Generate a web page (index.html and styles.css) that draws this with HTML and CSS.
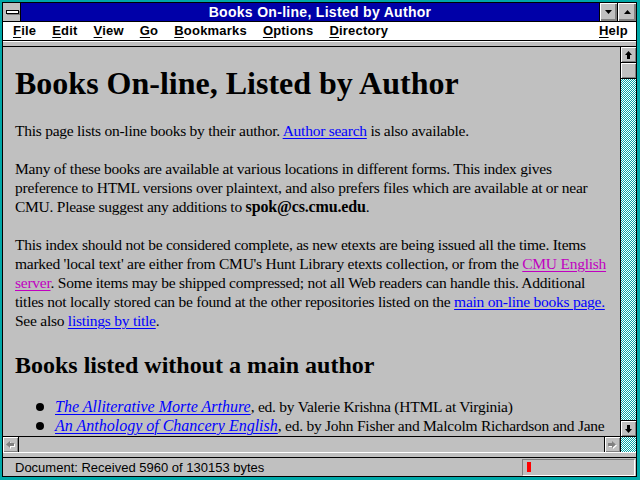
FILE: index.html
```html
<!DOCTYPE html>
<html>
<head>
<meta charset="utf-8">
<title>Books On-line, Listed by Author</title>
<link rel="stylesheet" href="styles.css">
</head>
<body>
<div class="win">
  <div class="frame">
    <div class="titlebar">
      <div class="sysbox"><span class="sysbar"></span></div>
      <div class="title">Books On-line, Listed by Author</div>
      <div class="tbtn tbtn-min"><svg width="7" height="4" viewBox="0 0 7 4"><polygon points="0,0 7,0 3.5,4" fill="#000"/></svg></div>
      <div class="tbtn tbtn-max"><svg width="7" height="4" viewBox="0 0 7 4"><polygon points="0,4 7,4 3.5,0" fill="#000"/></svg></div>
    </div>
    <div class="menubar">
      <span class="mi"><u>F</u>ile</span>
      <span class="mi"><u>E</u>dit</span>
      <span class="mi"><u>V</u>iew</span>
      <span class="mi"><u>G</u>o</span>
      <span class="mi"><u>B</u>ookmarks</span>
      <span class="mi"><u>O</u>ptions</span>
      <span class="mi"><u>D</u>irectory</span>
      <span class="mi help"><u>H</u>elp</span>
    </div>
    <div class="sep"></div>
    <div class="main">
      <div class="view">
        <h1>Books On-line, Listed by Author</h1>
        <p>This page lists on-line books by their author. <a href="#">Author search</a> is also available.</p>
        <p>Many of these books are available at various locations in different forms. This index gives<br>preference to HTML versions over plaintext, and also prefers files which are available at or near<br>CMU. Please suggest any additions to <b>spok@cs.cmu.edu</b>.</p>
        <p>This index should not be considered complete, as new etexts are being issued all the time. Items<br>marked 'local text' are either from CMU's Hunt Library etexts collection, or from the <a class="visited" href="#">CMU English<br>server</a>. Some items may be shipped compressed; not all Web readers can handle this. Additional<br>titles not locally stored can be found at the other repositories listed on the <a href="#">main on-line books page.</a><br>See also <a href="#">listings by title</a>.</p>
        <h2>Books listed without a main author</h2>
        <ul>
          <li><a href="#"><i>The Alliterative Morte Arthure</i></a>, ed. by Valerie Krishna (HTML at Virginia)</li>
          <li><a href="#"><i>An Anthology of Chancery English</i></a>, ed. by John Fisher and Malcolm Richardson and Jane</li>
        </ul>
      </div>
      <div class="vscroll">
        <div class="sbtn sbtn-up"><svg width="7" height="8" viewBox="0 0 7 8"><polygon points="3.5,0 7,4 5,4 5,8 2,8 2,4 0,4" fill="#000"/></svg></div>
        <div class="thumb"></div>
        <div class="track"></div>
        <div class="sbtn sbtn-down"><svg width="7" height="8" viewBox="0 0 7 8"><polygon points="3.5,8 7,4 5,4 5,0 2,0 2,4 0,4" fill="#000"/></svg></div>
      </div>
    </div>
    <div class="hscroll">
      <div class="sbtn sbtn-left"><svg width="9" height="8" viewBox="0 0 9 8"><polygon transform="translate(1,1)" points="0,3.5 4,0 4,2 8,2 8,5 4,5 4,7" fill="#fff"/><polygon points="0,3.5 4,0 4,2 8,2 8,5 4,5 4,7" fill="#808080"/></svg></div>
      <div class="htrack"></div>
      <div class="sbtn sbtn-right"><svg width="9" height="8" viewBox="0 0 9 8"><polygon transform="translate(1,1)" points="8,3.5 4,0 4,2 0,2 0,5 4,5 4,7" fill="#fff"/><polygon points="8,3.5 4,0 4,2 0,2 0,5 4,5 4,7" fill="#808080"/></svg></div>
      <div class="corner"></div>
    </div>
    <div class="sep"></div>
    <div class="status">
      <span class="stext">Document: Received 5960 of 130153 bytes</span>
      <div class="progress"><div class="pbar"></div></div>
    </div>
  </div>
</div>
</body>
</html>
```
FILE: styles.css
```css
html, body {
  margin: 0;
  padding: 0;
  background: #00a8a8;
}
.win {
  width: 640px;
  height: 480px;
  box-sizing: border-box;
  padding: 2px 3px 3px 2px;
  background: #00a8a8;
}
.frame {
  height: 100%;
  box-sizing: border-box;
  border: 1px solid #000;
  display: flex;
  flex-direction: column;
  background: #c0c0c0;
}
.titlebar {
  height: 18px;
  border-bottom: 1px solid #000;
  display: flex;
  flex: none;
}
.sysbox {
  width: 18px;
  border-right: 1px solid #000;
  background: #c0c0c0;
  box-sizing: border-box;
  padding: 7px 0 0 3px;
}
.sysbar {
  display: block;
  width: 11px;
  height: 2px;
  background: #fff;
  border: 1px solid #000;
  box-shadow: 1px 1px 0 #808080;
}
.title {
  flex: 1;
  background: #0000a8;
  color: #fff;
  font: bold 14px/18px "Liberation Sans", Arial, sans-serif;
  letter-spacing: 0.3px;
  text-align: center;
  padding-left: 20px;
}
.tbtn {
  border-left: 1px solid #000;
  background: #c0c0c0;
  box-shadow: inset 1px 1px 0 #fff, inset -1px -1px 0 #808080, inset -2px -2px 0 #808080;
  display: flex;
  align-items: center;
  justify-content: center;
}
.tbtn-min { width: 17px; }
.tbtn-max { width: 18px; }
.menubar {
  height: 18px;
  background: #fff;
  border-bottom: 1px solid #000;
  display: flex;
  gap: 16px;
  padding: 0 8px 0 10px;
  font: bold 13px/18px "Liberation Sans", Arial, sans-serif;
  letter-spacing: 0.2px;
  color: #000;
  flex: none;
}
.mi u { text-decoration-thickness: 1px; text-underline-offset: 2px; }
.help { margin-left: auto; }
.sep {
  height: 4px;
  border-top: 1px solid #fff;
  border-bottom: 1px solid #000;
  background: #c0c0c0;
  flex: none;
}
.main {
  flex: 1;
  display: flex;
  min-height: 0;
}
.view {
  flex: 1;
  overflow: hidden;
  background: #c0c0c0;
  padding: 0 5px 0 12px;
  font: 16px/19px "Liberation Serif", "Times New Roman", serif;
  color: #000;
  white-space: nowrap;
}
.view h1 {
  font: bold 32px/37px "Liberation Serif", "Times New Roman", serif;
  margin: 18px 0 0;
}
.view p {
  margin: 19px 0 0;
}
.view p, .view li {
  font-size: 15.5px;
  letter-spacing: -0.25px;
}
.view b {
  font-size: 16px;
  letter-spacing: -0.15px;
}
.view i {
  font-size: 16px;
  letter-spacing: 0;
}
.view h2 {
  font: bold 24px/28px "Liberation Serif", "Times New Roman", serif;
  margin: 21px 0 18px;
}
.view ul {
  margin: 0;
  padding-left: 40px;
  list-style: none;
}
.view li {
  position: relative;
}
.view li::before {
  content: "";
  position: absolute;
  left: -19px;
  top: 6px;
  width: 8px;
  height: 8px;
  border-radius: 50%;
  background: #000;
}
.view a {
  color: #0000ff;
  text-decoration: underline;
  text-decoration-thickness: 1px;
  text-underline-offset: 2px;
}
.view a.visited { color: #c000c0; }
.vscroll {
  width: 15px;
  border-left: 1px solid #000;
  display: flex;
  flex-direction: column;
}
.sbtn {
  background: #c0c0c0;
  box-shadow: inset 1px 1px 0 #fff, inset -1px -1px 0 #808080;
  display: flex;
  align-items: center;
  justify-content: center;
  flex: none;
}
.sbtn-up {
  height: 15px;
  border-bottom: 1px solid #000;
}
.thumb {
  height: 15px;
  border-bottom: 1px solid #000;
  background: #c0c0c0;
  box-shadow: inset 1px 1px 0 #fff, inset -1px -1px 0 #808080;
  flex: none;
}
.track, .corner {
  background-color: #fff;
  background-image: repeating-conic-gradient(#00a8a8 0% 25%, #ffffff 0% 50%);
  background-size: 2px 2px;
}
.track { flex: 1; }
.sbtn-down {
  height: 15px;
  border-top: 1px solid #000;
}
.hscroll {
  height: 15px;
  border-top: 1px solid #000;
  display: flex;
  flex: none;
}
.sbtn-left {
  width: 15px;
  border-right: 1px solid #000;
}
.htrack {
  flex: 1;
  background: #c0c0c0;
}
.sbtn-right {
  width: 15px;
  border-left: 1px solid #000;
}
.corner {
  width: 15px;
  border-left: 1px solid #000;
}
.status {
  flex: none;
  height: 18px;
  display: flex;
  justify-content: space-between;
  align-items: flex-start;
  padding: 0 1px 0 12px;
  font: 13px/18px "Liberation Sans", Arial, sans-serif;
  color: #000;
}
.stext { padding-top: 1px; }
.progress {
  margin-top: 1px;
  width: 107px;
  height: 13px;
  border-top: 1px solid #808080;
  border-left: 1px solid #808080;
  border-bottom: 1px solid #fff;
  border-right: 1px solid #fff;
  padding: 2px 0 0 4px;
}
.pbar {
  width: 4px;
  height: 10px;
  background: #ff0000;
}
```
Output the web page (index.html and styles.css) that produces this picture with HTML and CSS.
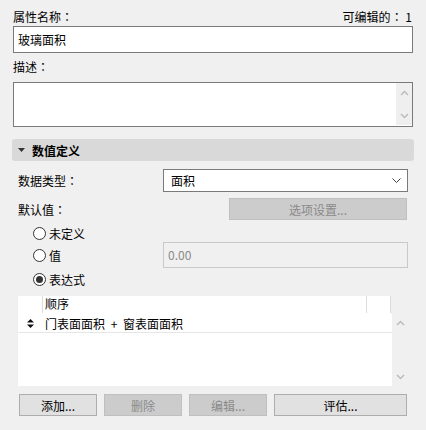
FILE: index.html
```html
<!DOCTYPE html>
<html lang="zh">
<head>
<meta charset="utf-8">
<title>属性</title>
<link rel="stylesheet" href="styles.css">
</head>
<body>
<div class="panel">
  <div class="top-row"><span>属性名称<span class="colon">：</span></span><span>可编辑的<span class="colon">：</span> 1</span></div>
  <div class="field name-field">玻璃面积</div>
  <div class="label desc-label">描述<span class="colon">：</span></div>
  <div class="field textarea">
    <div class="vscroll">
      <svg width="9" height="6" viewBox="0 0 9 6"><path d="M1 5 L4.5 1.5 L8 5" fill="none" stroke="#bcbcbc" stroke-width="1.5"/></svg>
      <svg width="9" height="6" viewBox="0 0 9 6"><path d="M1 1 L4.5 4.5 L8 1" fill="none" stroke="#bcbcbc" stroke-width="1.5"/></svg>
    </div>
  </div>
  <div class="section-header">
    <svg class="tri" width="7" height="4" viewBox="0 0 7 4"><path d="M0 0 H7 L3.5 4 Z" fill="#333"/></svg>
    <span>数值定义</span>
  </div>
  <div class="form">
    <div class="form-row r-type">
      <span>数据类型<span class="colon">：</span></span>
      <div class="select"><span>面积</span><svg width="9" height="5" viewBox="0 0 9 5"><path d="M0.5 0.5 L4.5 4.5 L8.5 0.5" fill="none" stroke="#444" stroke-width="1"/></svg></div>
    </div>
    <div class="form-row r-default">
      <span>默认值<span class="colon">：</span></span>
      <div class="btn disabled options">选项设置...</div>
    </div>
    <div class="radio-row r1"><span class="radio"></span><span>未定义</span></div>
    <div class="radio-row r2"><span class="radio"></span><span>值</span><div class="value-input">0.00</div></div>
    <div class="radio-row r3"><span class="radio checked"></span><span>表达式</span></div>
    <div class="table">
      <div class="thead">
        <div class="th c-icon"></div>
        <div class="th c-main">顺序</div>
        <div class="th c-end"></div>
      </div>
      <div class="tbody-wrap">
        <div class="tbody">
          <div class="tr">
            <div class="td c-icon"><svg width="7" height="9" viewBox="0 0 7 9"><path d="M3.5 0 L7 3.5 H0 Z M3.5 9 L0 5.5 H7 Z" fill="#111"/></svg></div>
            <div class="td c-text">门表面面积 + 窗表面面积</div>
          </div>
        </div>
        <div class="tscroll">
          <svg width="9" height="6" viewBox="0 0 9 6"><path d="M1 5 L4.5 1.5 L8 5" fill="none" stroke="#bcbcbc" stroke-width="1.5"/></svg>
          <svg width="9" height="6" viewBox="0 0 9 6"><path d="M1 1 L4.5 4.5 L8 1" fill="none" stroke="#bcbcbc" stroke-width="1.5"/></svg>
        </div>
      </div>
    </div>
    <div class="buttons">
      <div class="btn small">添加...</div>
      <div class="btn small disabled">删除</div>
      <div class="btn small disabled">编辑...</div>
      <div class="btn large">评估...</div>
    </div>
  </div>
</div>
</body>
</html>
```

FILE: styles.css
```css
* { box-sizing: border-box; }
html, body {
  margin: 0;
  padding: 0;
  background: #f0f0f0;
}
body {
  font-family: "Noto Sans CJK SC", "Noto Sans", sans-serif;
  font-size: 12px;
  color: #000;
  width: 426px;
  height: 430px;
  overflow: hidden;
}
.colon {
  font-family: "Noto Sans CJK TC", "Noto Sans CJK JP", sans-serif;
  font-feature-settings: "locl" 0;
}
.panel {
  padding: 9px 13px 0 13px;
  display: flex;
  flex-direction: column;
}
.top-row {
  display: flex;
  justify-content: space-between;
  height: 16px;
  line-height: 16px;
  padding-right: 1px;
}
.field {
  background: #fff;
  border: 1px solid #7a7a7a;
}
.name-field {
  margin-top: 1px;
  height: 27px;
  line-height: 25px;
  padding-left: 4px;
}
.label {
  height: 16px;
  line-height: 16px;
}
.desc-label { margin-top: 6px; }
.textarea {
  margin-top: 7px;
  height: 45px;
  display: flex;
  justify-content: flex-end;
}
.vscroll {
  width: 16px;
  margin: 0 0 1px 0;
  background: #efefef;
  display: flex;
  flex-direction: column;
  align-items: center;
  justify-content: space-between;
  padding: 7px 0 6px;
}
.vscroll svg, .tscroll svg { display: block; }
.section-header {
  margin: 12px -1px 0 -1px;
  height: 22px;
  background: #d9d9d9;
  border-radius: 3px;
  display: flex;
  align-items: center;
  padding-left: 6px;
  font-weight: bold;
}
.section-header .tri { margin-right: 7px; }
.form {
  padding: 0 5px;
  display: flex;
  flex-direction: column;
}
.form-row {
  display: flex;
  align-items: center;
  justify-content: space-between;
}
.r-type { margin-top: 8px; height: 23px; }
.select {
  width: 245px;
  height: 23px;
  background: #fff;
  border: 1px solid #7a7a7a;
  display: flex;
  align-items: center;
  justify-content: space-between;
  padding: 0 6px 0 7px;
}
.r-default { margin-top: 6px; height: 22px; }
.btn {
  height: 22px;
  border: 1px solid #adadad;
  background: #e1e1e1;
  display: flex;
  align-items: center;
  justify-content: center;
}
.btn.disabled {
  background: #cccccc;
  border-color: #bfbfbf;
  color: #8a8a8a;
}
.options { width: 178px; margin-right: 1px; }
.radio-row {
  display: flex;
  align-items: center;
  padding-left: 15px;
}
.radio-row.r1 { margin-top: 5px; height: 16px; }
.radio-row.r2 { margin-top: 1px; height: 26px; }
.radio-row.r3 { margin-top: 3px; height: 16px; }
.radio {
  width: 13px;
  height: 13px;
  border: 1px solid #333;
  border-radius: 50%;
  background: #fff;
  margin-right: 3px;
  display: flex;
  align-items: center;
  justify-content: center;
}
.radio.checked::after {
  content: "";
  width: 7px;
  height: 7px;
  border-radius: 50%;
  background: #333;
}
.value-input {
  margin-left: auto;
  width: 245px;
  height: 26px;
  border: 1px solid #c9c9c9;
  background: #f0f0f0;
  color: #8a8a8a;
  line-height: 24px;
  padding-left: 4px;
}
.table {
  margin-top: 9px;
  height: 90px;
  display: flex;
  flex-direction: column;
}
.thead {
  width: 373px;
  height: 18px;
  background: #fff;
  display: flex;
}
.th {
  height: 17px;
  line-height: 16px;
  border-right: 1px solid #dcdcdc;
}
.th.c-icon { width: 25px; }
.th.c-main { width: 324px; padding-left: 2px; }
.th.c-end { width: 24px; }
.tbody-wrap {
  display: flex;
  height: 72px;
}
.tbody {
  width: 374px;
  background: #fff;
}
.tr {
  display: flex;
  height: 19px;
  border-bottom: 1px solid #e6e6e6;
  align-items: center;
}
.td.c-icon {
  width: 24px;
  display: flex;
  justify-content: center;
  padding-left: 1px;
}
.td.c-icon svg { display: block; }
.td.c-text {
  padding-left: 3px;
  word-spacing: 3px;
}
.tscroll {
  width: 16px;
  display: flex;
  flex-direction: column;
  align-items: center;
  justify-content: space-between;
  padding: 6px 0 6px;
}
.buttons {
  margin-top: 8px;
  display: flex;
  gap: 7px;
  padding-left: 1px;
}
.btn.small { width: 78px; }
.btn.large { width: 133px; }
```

-- -- --

● What you are asked to do:
Find the lines containing "that" and list every one of them.

● Worked solution:
Generate a web page (index.html and styles.css) that draws this with HTML and CSS.
Output the web page (index.html and styles.css) that produces this picture with HTML and CSS.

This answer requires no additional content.